Ein Militärschlag birgt unabsehbare Risiken

Wer verantwortungsvoll regieren will, der kann es deshalb kaum jemandem Recht machen – und schon gar nicht die Sehnsucht stillen, es möge gerecht zugehen in dieser Welt. Ein Militärschlag, so begrenzt er auch geplant sein mag, birgt unabsehbare Risiken in einem Konflikt, in dem sich die alten Frontlinien des Kalten Krieges mit den neuen Frontlinien der Glaubenskrieger unheilvoll kreuzen. Wie wird Israel agieren, wenn der Iran seine Unterstützung für Assad intensiviert oder Hisbollah-Granaten aus dem Libanon in Israel Angst und Schrecken auslösen? Was macht Russland, das Assad nach wie vor aufrüstet?

Abgesehen davon: Auf welche Seite will man sich in Syrien eigentlich schlagen? Al Kaida? Hisbollah? Al-Nusra-Brigaden? Assad? Es ist unmöglich Gut und Böse auf diesem Schlachtfeld auseinanderzuhalten und die einzig sichere Erkenntnis ist, dass hier ein ganzes Volk den undurchsichtigen religiösen und geostrategischen Interessen verfeindeter Regional- und Weltmächte geopfert wird. Das ist parteiübergreifend die plausible Einschätzung der Lage.

Das Sterben wird weiter gehen

Deutschland kann sich aber auch nicht schadlos aus Bündnissen lösen, die das Land über Jahrzehnte getragen haben. Mit der Libyen-Enthaltung im Sicherheitsrat hat sich Schwarz-Gelb schon einmal isoliert. Seit dieser Panne scheren sich Franzosen und Briten kaum um die deutsche Position, wenn es um Krieg und Frieden geht. US-Präsident Barack Obama hat wiederum ganz andere Probleme, als dass ihn der Rat von Außenminister Guido Westerwelle kümmern müsste. Er könnte sich zum Handeln gezwungen sehen, weil er die Torheit beging, eine rote Linie zu ziehen, die ihm Handlungsspielräume raubt.

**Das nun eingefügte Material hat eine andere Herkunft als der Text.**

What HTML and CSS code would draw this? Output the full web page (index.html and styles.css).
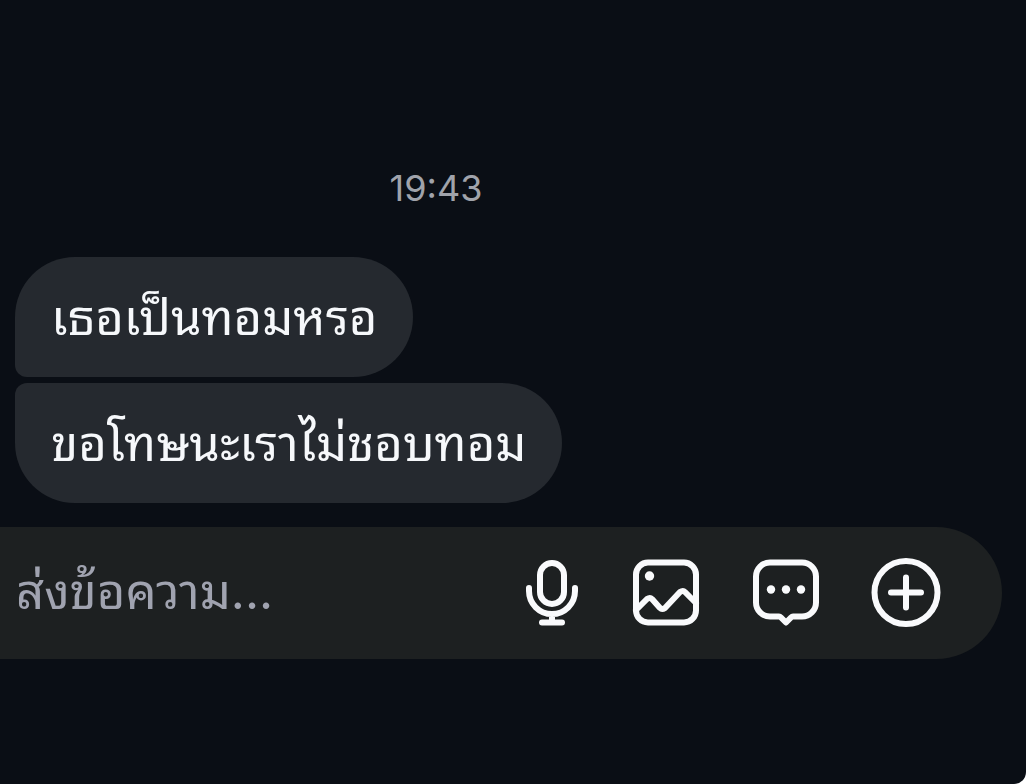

Sollte Obama gemeinsam mit einer Koalition der Willigen oder im Nato-Verbund den Schlag wagen, befindet sich Deutschland im Krieg, ob es will oder nicht. Denn an der Grenze zu Syrien stehen auf türkischer Seite deutsche Patriot-Stellungen, die vor Assads Raketen schützen sollen. Und wenn sich der Einsatz nicht zeitlich begrenzen lassen sollte, wird weitere Unterstützung gefragt sein: Awacs-Aufklärung und medizinische Versorgung zum Beispiel. Deutschland wird helfen, wenn Kanzlerin Angela Merkel im Bündnis den weiteren Gang der Dinge beeinflussen will. Auch die SPD, die 2002 mit einem klaren Kurs gegen den Irakkrieg punktete, wird sich dieser Logik nicht entziehen, solange Ex-Außenminister Frank-Walter Steinmeier ein Wörtchen mitzureden hat. Das alles ist beklemmend, frustrierend, schon gar nicht wahlkampftauglich, denn das Sterben wird weitergehen. Es zu beenden liegt aber nicht allein in deutscher Hand. Wenigstens das ist, auch mit Blick auf die deutsche Geschichte, vielleicht ganz gut so.